Data listing:

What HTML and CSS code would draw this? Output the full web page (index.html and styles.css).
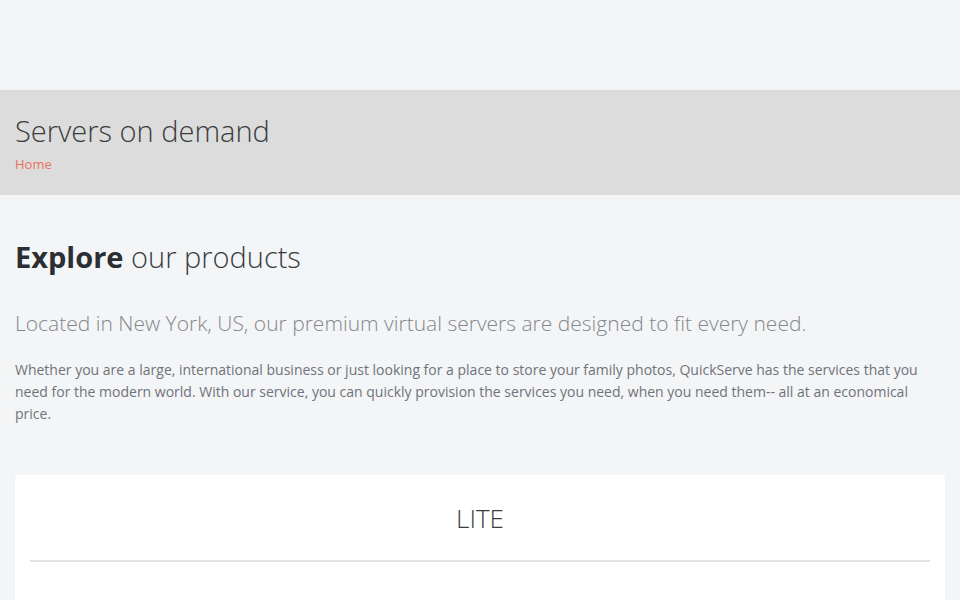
FILE: index.html
```html
<!DOCTYPE html>
<html>
<head>
<meta charset="utf-8">
<link rel="stylesheet" href="styles.css">
</head>
<body>
<div class="topbar"></div>
<section class="banner">
  <h1 class="banner-title">Servers on demand</h1>
  <a class="crumb" href="#">Home</a>
</section>
<main class="content">
  <h2 class="headline"><strong>Explore</strong> our products</h2>
  <p class="lead">Located in New York, US, our premium virtual servers are designed to fit every need.</p>
  <p class="body-text">Whether you are a large, international business or just looking for a place to store your family photos, QuickServe has the services that you need for the modern world. With our service, you can quickly provision the services you need, when you need them-- all at an economical price.</p>
  <div class="card">
    <h3 class="card-title">LITE</h3>
    <hr class="card-rule">
  </div>
</main>
</body>
</html>
```
FILE: styles.css
```css
html, body {
  margin: 0;
  padding: 0;
}
body {
  background: #f4f5f7;
  font-family: "Open Sans", "Liberation Sans", sans-serif;
  color: #333;
  overflow: hidden;
}
.topbar {
  height: 90px;
}
.banner {
  background: #dcdcdc;
  height: 105px;
  box-sizing: border-box;
  padding: 19px 15px 0;
}
.banner-title {
  margin: 0;
  font-size: 29px;
  font-weight: 300;
  line-height: 44px;
  color: #3a3d40;
}
.crumb {
  display: block;
  margin-top: 1px;
  font-size: 13px;
  line-height: 20px;
  color: #e8735c;
  text-decoration: none;
}
.content {
  padding: 0 15px;
}
.headline {
  margin: 40px 0 0;
  font-size: 29px;
  font-weight: 300;
  line-height: 44px;
  color: #3a3d40;
}
.headline strong {
  font-weight: 700;
  color: #2b2f33;
}
.lead {
  margin: 29px 0 0;
  font-size: 21px;
  font-weight: 300;
  line-height: 30px;
  color: #84878b;
}
.body-text {
  margin: 21px 0 0;
  font-size: 14px;
  line-height: 22px;
  color: #6f737a;
}
.card {
  margin-top: 50px;
  background: #fff;
  border-radius: 4px;
  box-shadow: 0 1px 2px rgba(0,0,0,0.04);
  padding: 0 15px;
  height: 200px;
}
.card-title {
  margin: 0;
  padding-top: 25px;
  text-align: center;
  font-size: 26px;
  font-weight: 300;
  line-height: 36px;
  color: #3a3d40;
}
.card-rule {
  margin: 24px 0 0;
  border: 0;
  border-top: 2px solid #e3e3e3;
}
```
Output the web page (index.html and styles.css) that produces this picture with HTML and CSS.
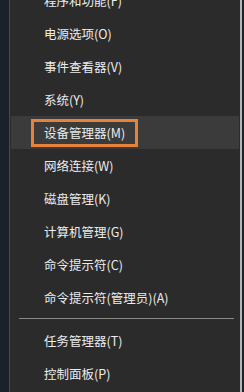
FILE: index.html
```html
<!DOCTYPE html>
<html lang="zh-CN">
<head>
    <meta charset="UTF-8">
    <meta name="viewport" content="width=device-width, initial-scale=1.0">
    <title>快速链接菜单</title>
    <link rel="stylesheet" href="styles.css">
</head>
<body>
    <div class="desktop">
        <ul class="menu">
            <li class="item">程序和功能(F)</li>
            <li class="item">电源选项(O)</li>
            <li class="item">事件查看器(V)</li>
            <li class="item">系统(Y)</li>
            <li class="item active"><span class="mark">设备管理器(M)</span></li>
            <li class="item">网络连接(W)</li>
            <li class="item">磁盘管理(K)</li>
            <li class="item">计算机管理(G)</li>
            <li class="item">命令提示符(C)</li>
            <li class="item">命令提示符(管理员)(A)</li>
            <li class="sep"></li>
            <li class="item">任务管理器(T)</li>
            <li class="item">控制面板(P)</li>
        </ul>
    </div>
</body>
</html>
```

FILE: styles.css
```css
/* 开始按钮右键菜单 */
body {
    margin: 0;
    padding: 0;
    background-color: #1b212b;
    font-family: "Noto Sans CJK SC", "Liberation Sans", sans-serif;
}
.desktop {
    display: flex;
    flex-direction: column;
    height: 392px;
    padding-left: 9px;
    padding-right: 2px;
    overflow: hidden;
}
.menu {
    list-style: none;
    flex: none;
    margin: -16px 0 0 0;
    padding: 0 1px;
    height: 408px;
    box-sizing: border-box;
    background-color: #2b2b2b;
    border-left: 1px solid #4a4a4a;
    border-right: 2px solid #b4b4b4;
}
.item {
    height: 33px;
    display: flex;
    align-items: center;
    padding-left: 33px;
    color: #ececec;
    font-size: 12.5px;
}
.item.active {
    background-color: #3b3b3b;
    padding-left: 20px;
}
.mark {
    display: flex;
    align-items: center;
    height: 22px;
    padding: 0 10px;
    border: 3px solid #e5833a;
}
.sep {
    height: 10px;
    padding-top: 4px;
    box-sizing: border-box;
    margin: 0 5px 0 8px;
}
.sep::before {
    content: "";
    display: block;
    height: 1px;
    background-color: #8a8a8a;
}
```
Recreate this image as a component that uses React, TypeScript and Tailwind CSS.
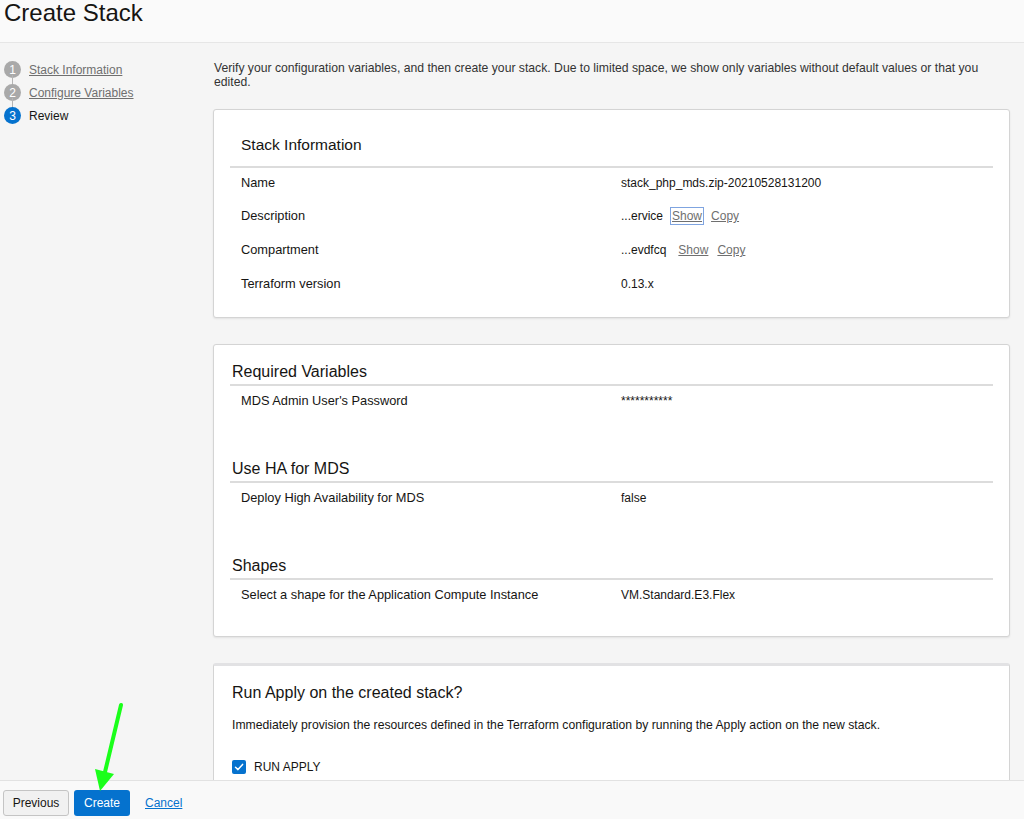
import React from 'react';

type Row = { label: string; value: string; links?: boolean; focused?: boolean };

const stackRows: Row[] = [
  { label: 'Name', value: 'stack_php_mds.zip-20210528131200' },
  { label: 'Description', value: '...ervice', links: true, focused: true },
  { label: 'Compartment', value: '...evdfcq', links: true },
  { label: 'Terraform version', value: '0.13.x' },
];

const sections: { title: string; rows: Row[] }[] = [
  { title: 'Required Variables', rows: [{ label: "MDS Admin User's Password", value: '***********' }] },
  { title: 'Use HA for MDS', rows: [{ label: 'Deploy High Availability for MDS', value: 'false' }] },
  { title: 'Shapes', rows: [{ label: 'Select a shape for the Application Compute Instance', value: 'VM.Standard.E3.Flex' }] },
];

const steps = [
  { n: 1, label: 'Stack Information', done: true },
  { n: 2, label: 'Configure Variables', done: true },
  { n: 3, label: 'Review', done: false },
];

const DataRow: React.FC<{ row: Row }> = ({ row }) => (
  <div className={`flex items-center pl-[11px] text-[12px] leading-[14px] ${row.links ? 'h-[34px]' : 'h-[33px]'}`}>
    <div className="w-[380px] text-[12.8px] text-[#161513]">{row.label}</div>
    <div className="flex items-center text-[#161513]">
      <span>{row.value}</span>
      {row.links && (
        <>
          <span
            className={`underline text-[#6f6f6f] ${
              row.focused ? 'ml-[7px] border border-[#7fa4e0] px-[1px] py-[1px]' : 'ml-[10px] px-[2px] py-[2px]'
            }`}
          >
            Show
          </span>
          <span className="ml-[7px] underline text-[#6f6f6f]">Copy</span>
        </>
      )}
    </div>
  </div>
);

export default function App() {
  return (
    <div className="relative h-[819px] w-[1024px] flex flex-col overflow-hidden bg-[#f5f5f5] font-['Liberation_Sans',Arial,sans-serif] text-[#161513]">
      {/* Header */}
      <div className="h-[43px] shrink-0 bg-[#fafafa] border-b border-[#e6e6e6] px-[4px]">
        <h1 className="text-[24px] leading-[25px] text-[#161513]">Create Stack</h1>
      </div>

      {/* Body */}
      <div className="flex flex-1 min-h-0 overflow-hidden">
        {/* Steps */}
        <div className="w-[213px] shrink-0 pt-[15px] pl-[4px]">
          {steps.map((s, i) => (
            <div key={s.n} className="relative flex items-center h-[23px]">
              {i > 0 && <div className="absolute left-[8px] top-[-6px] h-[12px] w-[1px] bg-[#b5b5b5]" />}
              <div
                className={`relative w-[17px] h-[17px] rounded-full flex items-center justify-center text-[12px] text-white ${
                  s.done ? 'bg-[#a9a9a9]' : 'bg-[#0572ce]'
                }`}
              >
                {s.n}
              </div>
              <span className={`ml-[8px] text-[12px] ${s.done ? 'underline text-[#6f6f6f]' : 'text-[#161513]'}`}>
                {s.label}
              </span>
            </div>
          ))}
        </div>

        {/* Main */}
        <div className="flex-1 pr-[14px] pt-[18px]">
          <p className="pl-[1px] text-[12.2px] leading-[14px] text-[#333] pr-[20px]">
            Verify your configuration variables, and then create your stack. Due to limited space, we show only
            variables without default values or that you edited.
          </p>

          {/* Stack Information */}
          <div className="mt-[20px] bg-white border border-[#d4d4d4] rounded-[3px] shadow-[0_1px_2px_rgba(0,0,0,0.08)] px-[16px] pt-[17px] pb-[17px]">
            <h2 className="pl-[11px] pt-[9px] text-[15.5px] leading-[18px] text-[#161513]">Stack Information</h2>
            <div className="mt-[12px] mb-[-2px] h-[2px] bg-[#dcdcdc]" />
            {stackRows.map((r) => (
              <DataRow key={r.label} row={r} />
            ))}
          </div>

          {/* Variables */}
          <div className="mt-[26px] bg-white border border-[#d4d4d4] rounded-[3px] shadow-[0_1px_2px_rgba(0,0,0,0.08)] px-[16px] pt-[18px] pb-[25px]">
            {sections.map((sec, i) => (
              <div key={sec.title} className={i < sections.length - 1 ? 'pb-[43px]' : ''}>
                <h2 className="pl-[2px] text-[16px] leading-[18px] text-[#161513]">{sec.title}</h2>
                <div className="mt-[3px] mb-[-2px] h-[2px] bg-[#dcdcdc]" />
                {sec.rows.map((r) => (
                  <DataRow key={r.label} row={r} />
                ))}
              </div>
            ))}
          </div>

          {/* Run apply */}
          <div className="mt-[26px] bg-white border border-[#d4d4d4] border-t-[3px] border-t-[#e2e2e4] rounded-[3px] px-[18px] pt-[18px] pb-[20px]">
            <h2 className="text-[16px] leading-[18px] text-[#161513]">Run Apply on the created stack?</h2>
            <p className="mt-[16px] text-[12.2px] leading-[14px] text-[#161513]">
              Immediately provision the resources defined in the Terraform configuration by running the Apply action on
              the new stack.
            </p>
            <div className="mt-[26px] flex items-center">
              <div className="w-[14px] h-[14px] rounded-[2px] bg-[#0572ce] flex items-center justify-center">
                <svg viewBox="0 0 14 14" className="w-[14px] h-[14px]">
                  <path d="M3.5 7.2 L6 9.6 L10.6 4.4" fill="none" stroke="white" strokeWidth="1.5" strokeLinecap="round" strokeLinejoin="round" />
                </svg>
              </div>
              <span className="ml-[8px] text-[12px] text-[#161513]">RUN APPLY</span>
            </div>
          </div>
        </div>
      </div>

      {/* Footer */}
      <div className="h-[39px] shrink-0 bg-[#f9f9f9] border-t border-[#e2e2e2] flex items-center pl-[3px] pt-[6px]">
        <button className="h-[26px] w-[66px] rounded-[3px] border border-[#c4c4c4] bg-[#f1f1f1] text-[12px] text-[#161513]">
          Previous
        </button>
        <button className="ml-[5px] h-[26px] w-[56px] rounded-[3px] bg-[#0572ce] text-[12px] text-white">Create</button>
        <span className="ml-[15px] text-[12px] text-[#0572ce] underline">Cancel</span>
      </div>

      {/* Green annotation arrow */}
      <svg className="absolute left-0 top-0 pointer-events-none" width="1024" height="819" viewBox="0 0 1024 819">
        <line x1="121" y1="705" x2="105" y2="772" stroke="#1aff1a" strokeWidth="4" strokeLinecap="round" />
        <polygon points="95,769 114,774 100,791" fill="#1aff1a" />
      </svg>
    </div>
  );
}
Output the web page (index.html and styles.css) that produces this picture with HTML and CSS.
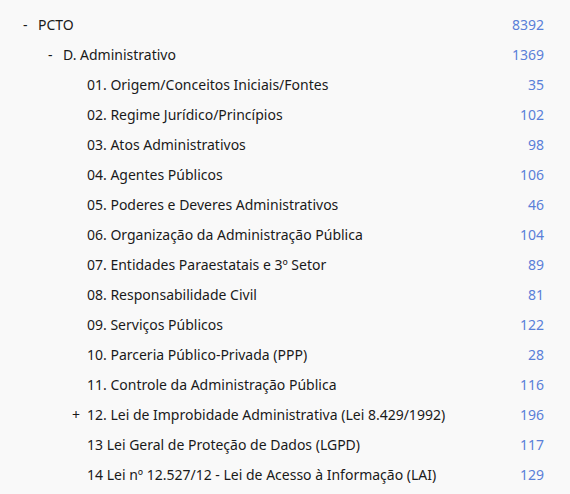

Aim: Where a line above includes "styles", copy that line.

Response to the exercise:
What HTML and CSS code would draw this? Output the full web page (index.html and styles.css).
<link rel="stylesheet" href="styles.css">
FILE: styles.css
Output the web page (index.html and styles.css) that produces this picture with HTML and CSS.
    <link rel="stylesheet" href="styles.css">
FILE: styles.css
Output the web page (index.html and styles.css) that produces this picture with HTML and CSS.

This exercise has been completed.